Dorothy T. Lippert, Appointee for Member, Advisory Council on Historic Preservation

Dorothy Lippert is currently a Case Officer in the Repatriation Office of the National Museum of Natural History at the Smithsonian Institution. In her current position, Ms. Lippert responds to repatriation requests from Native American tribes for human remains and sacred material. Following graduate school, Ms. Lippert worked as the Education Coordinator for the John P. McGovern Hall of the Americas at the Houston Museum of Natural Science. She currently serves on the Executive of the World Archaeological Congress and is a past member of the Board of Directors for the Society for American Archaeology. Her research interests include the development of indigenous archaeology, repatriation, ethics, and the archaeology and bioarchaeology of the southeastern United States. Ms. Lippert received her B.A. from Rice University and her M.A. and Ph.D. from the University of Texas at Austin.
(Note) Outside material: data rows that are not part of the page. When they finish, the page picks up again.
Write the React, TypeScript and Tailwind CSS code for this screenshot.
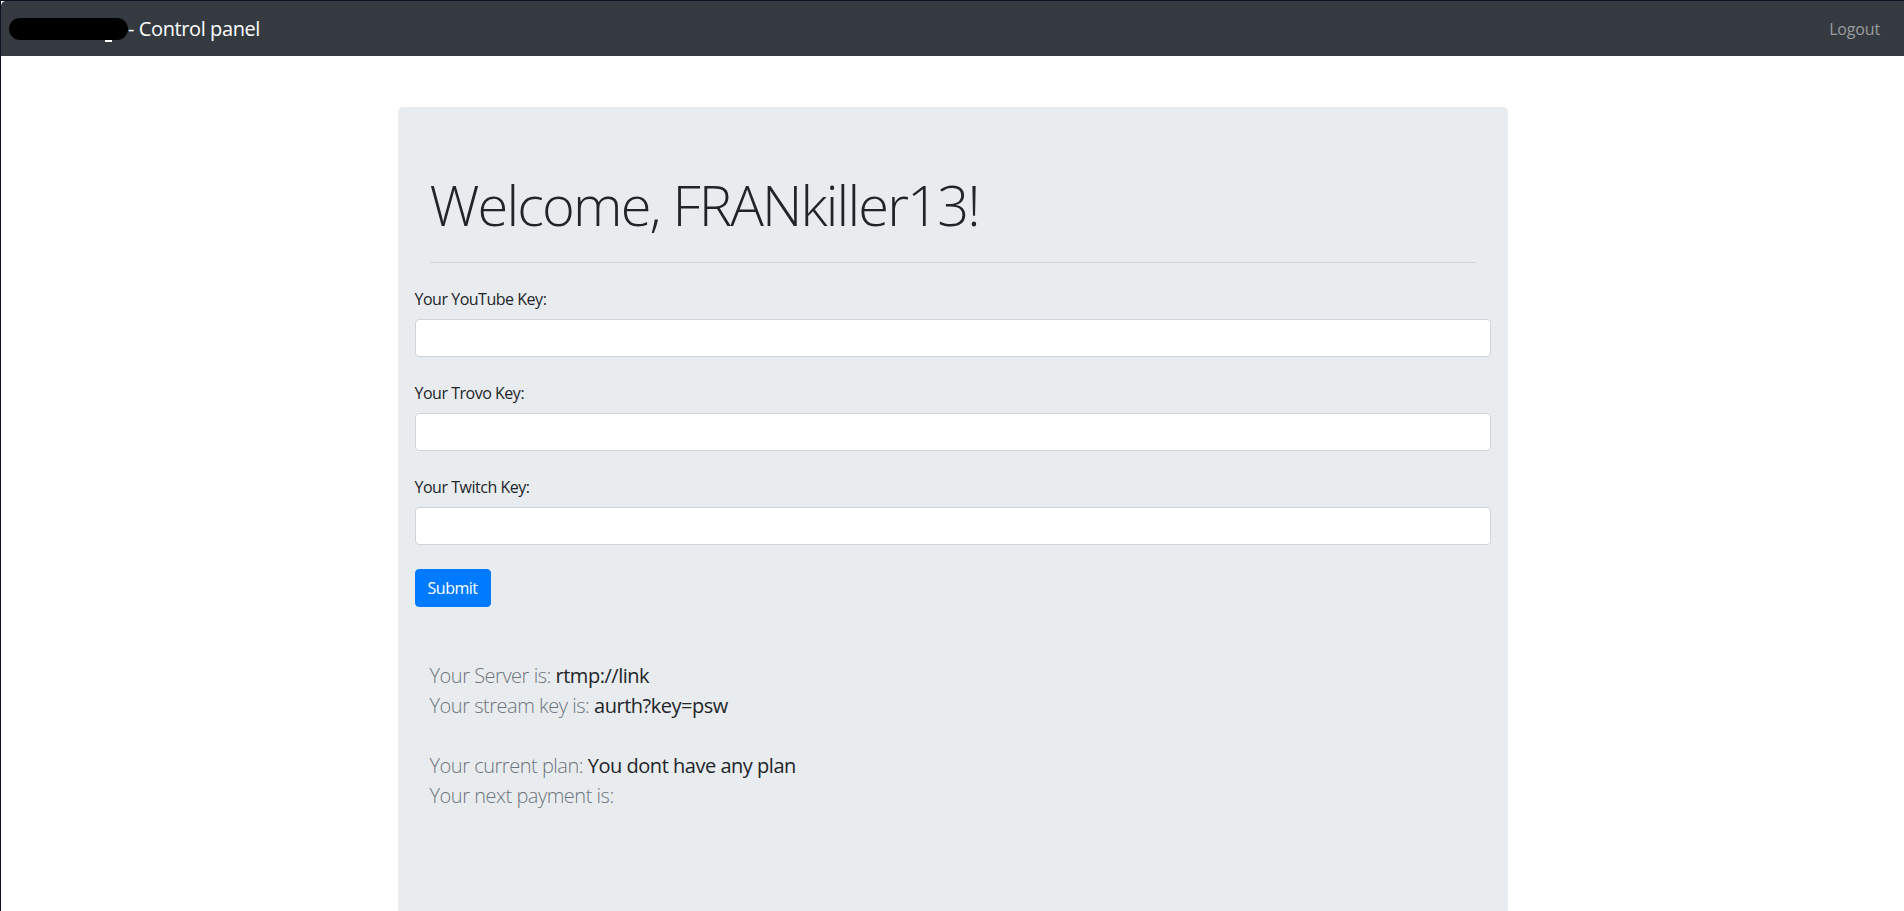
const font = "font-['Open_Sans','Noto_Sans',sans-serif]";

const fields = ["Your YouTube Key:", "Your Trovo Key:", "Your Twitch Key:"];

export default function App() {
  return (
    <div className={`min-h-screen border-l border-t border-[#0c1020] bg-white tracking-[-0.03em] ${font}`}>
      <nav className="flex h-[55px] items-center justify-between rounded-tl-[5px] bg-[#343a40] pl-2 pr-4">
        <a href="#" className="flex items-center text-xl tracking-[-0.02em] text-white">
          <span className="relative inline-block h-[22px] w-[119px] rounded-full bg-black">
            <span className="absolute left-[96px] top-[22px] h-[2px] w-[7px] bg-white" />
          </span>
          <span>- Control panel</span>
        </a>
        <a href="#" className="px-2 text-base tracking-[-0.01em] text-[#9a9da0]">Logout</a>
      </nav>

      <div className="mx-auto mt-[51px] w-[1110px]">
        <div className="rounded-t-[5px] bg-[#e9ecef] pb-28 pt-16">
          <div className="px-8">
            <h1 className="text-[56px] font-light leading-[1.2] tracking-[-0.033em] text-[#212529]">Welcome, FRANkiller13!</h1>
            <hr className="my-6 border-t border-black/10" />
          </div>

          <form className="px-[17px]" onSubmit={(e) => e.preventDefault()}>
            {fields.map((label) => (
              <div key={label} className="mb-6">
                <label className="mb-2 block text-base leading-6 text-[#212529]">{label}</label>
                <input
                  type="text"
                  className="block h-[38px] w-full rounded-[4px] border border-[#ced4da] bg-white px-3 text-base text-[#495057] outline-none"
                />
              </div>
            ))}
            <button
              type="submit"
              className="h-[38px] rounded-[4px] border border-[#007bff] bg-[#007bff] px-3 text-base leading-6 text-white"
            >
              Submit
            </button>
          </form>

          <div className="mt-[54px] px-8 text-xl leading-[30px]">
            <p className="font-light text-[#6c757d]">
              Your Server is: <span className="font-normal text-[#212529]">rtmp://link</span>
            </p>
            <p className="font-light text-[#6c757d]">
              Your stream key is: <span className="font-normal text-[#212529]">aurth?key=psw</span>
            </p>
            <p className="h-[30px]" />
            <p className="font-light text-[#6c757d]">
              Your current plan: <span className="font-normal text-[#212529]">You dont have any plan</span>
            </p>
            <p className="font-light text-[#6c757d]">Your next payment is:</p>
          </div>
        </div>
      </div>
    </div>
  );
}
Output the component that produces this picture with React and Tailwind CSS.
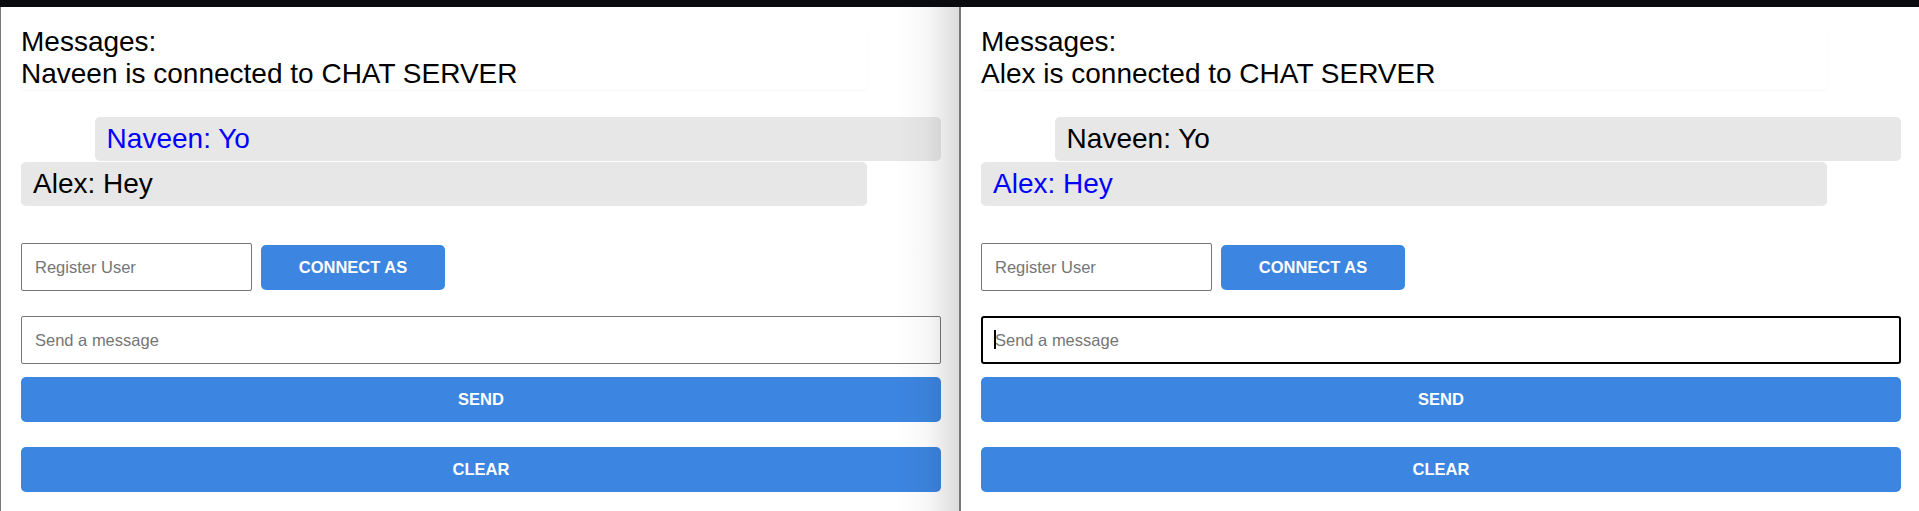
import React from 'react';

const ChatPanel = ({ user, ownName, messages, focused, shaded, className }) => {
  return (
    <div className={`relative pl-[20px] pr-[18px] pt-[19px] ${className}`}>
      <div className="w-[92%] rounded-[5px] text-[28px] leading-[32px] text-black shadow-[0_1px_2px_rgba(0,0,0,0.04)]">
        <div>Messages:</div>
        <div>{user} is connected to CHAT SERVER</div>
      </div>

      <div className="mt-[27px] flex flex-col gap-[1px]">
        {messages.map((m, i) => (
          <div
            key={i}
            className={`w-[92%] rounded-[5px] bg-[#e7e7e7] px-[12px] py-[6px] text-[28px] leading-[32px] ${
              i % 2 === 0 ? 'ml-auto' : ''
            } ${m.from === ownName ? 'text-[#0000ff]' : 'text-black'}`}
          >
            {m.from}: {m.text}
          </div>
        ))}
      </div>

      <div className="mt-[37px] flex items-center gap-[9px]">
        <input
          type="text"
          placeholder="Register User"
          className="h-[48px] w-[231px] rounded-[2px] border border-[#767676] px-[13px] text-[16.5px] text-black placeholder:text-[#757575] outline-none"
        />
        <button className="h-[45px] w-[184px] rounded-[5px] bg-[#3c85e0] text-[16.5px] font-bold text-white">
          CONNECT AS
        </button>
      </div>

      <div className="relative mt-[25px]">
        <input
          type="text"
          placeholder="Send a message"
          className={`block h-[48px] w-full px-[13px] text-[16.5px] text-black placeholder:text-[#757575] outline-none ${
            focused ? 'rounded-[3px] border-2 border-black pl-[12px]' : 'rounded-[2px] border border-[#767676]'
          }`}
        />
        {focused && <span className="pointer-events-none absolute left-[13px] top-[14px] h-[19px] w-[1.5px] bg-black"></span>}
      </div>

      <button className="mt-[13px] block h-[45px] w-full rounded-[5px] bg-[#3c85e0] text-[16.5px] font-bold text-white">
        SEND
      </button>
      <button className="mt-[25px] block h-[45px] w-full rounded-[5px] bg-[#3c85e0] text-[16.5px] font-bold text-white">
        CLEAR
      </button>

      {shaded && (
        <div className="pointer-events-none absolute right-0 top-0 bottom-0 w-[64px] bg-linear-to-r from-transparent via-black/[0.03] to-black/[0.14]"></div>
      )}
    </div>
  );
};

const App = () => {
  const messages = [
    { from: 'Naveen', text: 'Yo' },
    { from: 'Alex', text: 'Hey' },
  ];

  return (
    <div className="flex h-[511px] w-[1919px] flex-col overflow-hidden bg-white font-['Liberation_Sans',Arial,sans-serif]">
      <div className="h-[7px] bg-[#0a0b0f]"></div>
      <div className="flex flex-1">
        <ChatPanel
          user="Naveen"
          ownName="Naveen"
          messages={messages}
          shaded
          className="w-[959px] border-l border-[#777]"
        />
        <div className="w-[2px] bg-[#777]"></div>
        <ChatPanel user="Alex" ownName="Alex" messages={messages} focused className="flex-1" />
      </div>
    </div>
  );
};

export default App;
Rosemary A. Joyce, Appointee for Member, Cultural Property Advisory Committee

Rosemary Joyce is a professor of anthropology and former chair of the Anthropology Department at the University of California at Berkeley. She is one of the world’s leading experts on Honduran archaeology and once served as an Assistant Director of the Peabody Museum at Harvard University and Director of the Hearst Museum at Berkeley. She has served as an officer of the Archaeology Division of the American Anthropological Association, on committees of the Society for American Archaeology and the Archaeological Institute of America, and is a member of the Society for Historical Archaeology. Her research includes comparative study of collections of Honduran archaeological materials in museums in Europe, the United States, and Central America, and historical research on the origins of museums in systematic collecting of objects beginning in the sixteenth century. Professor Joyce received her A.B. from Cornell University and her Ph.D. in Anthropology from the University of Illinois-Urbana.